Working through a husband and son thing. My husband has 4 grown children. After he married me there was some estrangement with his kids.
I have a story as to why, but for this post the details aren’t important except that I know that their mom told them that I broke up their marriage, which is not true.
When there have been announcements such as daughter’s engagement, daughter’s pregnancy, son’s engagement, my husband learns of the event weeks after other people. My thought is that he is an afterthought.
Today we received a text that due to Covid the son’s wedding date and venue have changed. The text said that he had forgotten to tell his Dad.
I can see that I have a Manual for the son and a thought “who forgets to tell their dad that the wedding venue has changed?” I find myself annoyed and irritated.
My actions are to mull in my brain. I feel tight in my chest. I can feel the urge to go on about this with my husband but I am resisting that and instead just feeling it. The result is that I remain irritated and annoyed.
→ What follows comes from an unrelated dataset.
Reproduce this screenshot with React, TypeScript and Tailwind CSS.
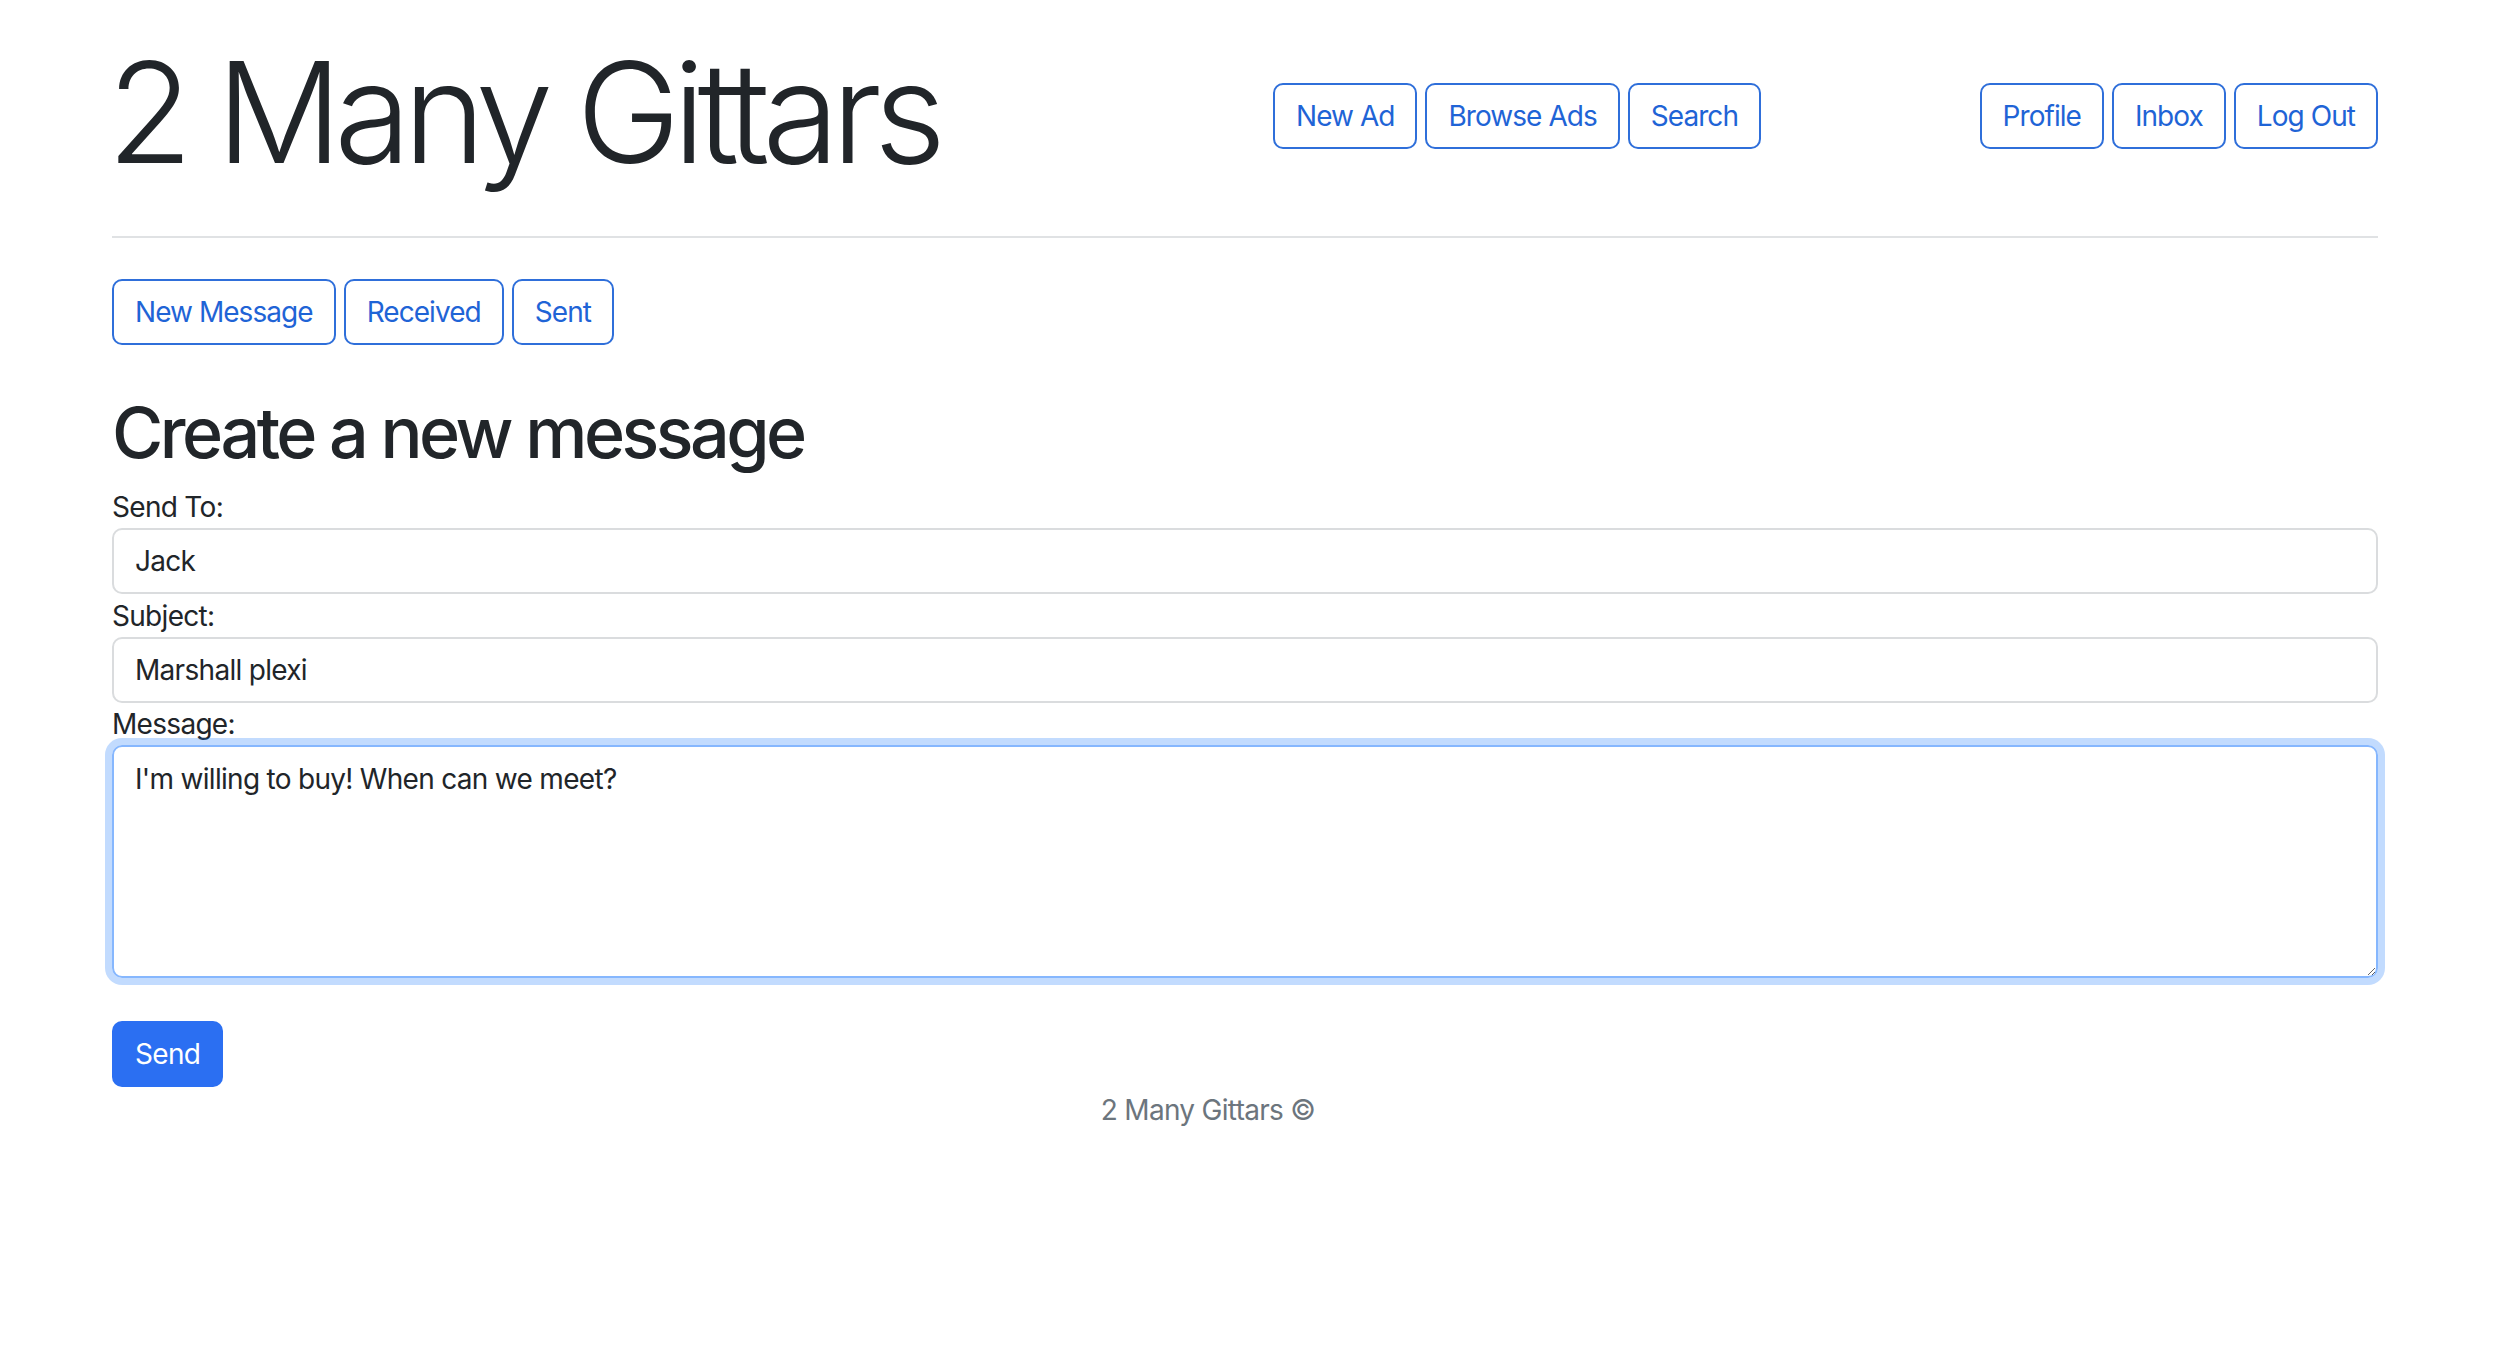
import React from "react";

const outline =
  "h-[66px] flex items-center px-[21px] border-2 border-[#2f6fda] text-[#1f64d6] rounded-[10px] bg-white whitespace-nowrap tracking-[-0.95px]";

const field =
  "h-[66px] px-[21px] border-2 border-[#dadcde] rounded-[10px] outline-none tracking-[-0.7px]";

export default function App() {
  return (
    <div
      className="min-h-screen bg-white text-[#212529] text-[28px] leading-[42px] tracking-[-0.7px]"
      style={{ fontFamily: "Inter, 'Noto Sans', sans-serif" }}
    >
      <div className="mx-[112px] w-[2266px]">
        <header className="flex items-start pt-[28px]">
          <h1 className="w-[1166px] -ml-[5px] text-[140px] leading-[168px] font-light tracking-[-8px] text-[#212529]">
            2 Many Gittars
          </h1>
          <nav className="flex gap-[8px] mt-[55px]">
            <button className={outline}>New Ad</button>
            <button className={outline}>Browse Ads</button>
            <button className={outline}>Search</button>
          </nav>
          <nav className="flex gap-[8px] mt-[55px] ml-auto">
            <button className={outline}>Profile</button>
            <button className={outline}>Inbox</button>
            <button className={outline}>Log Out</button>
          </nav>
        </header>

        <div className="h-[2px] bg-[#e0e2e4] mt-[40px]" />

        <div className="flex gap-[8px] mt-[41px]">
          <button className={outline}>New Message</button>
          <button className={outline}>Received</button>
          <button className={outline}>Sent</button>
        </div>

        <h2 className="mt-[46px] mb-[11px] text-[70px] leading-[84px] font-medium tracking-[-3.5px]">
          Create a new message
        </h2>

        <form className="flex flex-col" onSubmit={(e) => e.preventDefault()}>
          <label className="h-[42px]">Send To:</label>
          <input className={field} defaultValue="Jack" />
          <label className="h-[42px] mt-[1px]">Subject:</label>
          <input className={field} defaultValue="Marshall plexi" />
          <label className="h-[42px]">Message:</label>
          <textarea
            rows={5}
            className="h-[233px] px-[21px] pt-[11px] pb-[9px] border-2 border-[#86b7fe] rounded-[10px] outline-none shadow-[0_0_0_7px_rgba(13,110,253,0.25)] leading-[42px] tracking-[-0.7px]"
            defaultValue="I'm willing to buy! When can we meet?"
          />
          <div className="mt-[43px]">
            <button
              type="submit"
              className="h-[66px] px-[23px] rounded-[10px] bg-[#2b6ff2] text-white"
            >
              Send
            </button>
          </div>
        </form>

        <footer className="text-center text-[#6c757d] pr-[74px] mt-[2px]">2 Many Gittars ©</footer>
      </div>
    </div>
  );
}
I really want to get out of this loop. My husband’s kids are going to do what they will do. I’ve been in Scholars long enough to know that, and that it is my thoughts that make me feel the irritation. There is certainly a freedom to feel all of it while I am in it, which is very different than a couple years ago.
So my question is this. I want to feel an equanimity while I feel the emotion. I also want to feel love in witness of the circumstances of kids not initiating contact, and saying they forgot to let him know that the date and venue have changed.
Even as I type this, I am noticing some of my humor… as in “that is actually kind of cute” – and there is no hint of condescending emotion.
Family dynamics can be cute… as in… “oh… look at them behaving the way they are behaving.”
And it is a pretty good soap opera.
I can see these 2 responses… annoyance and humor… are both real. And one feels entirely different … and more freeing.
Now that I am here, and exploring these two states…. it is fun to explore my brain in all of its glory.
Are there insights you can share having read this? (I am looking forward to the 8 weeks on relationships!)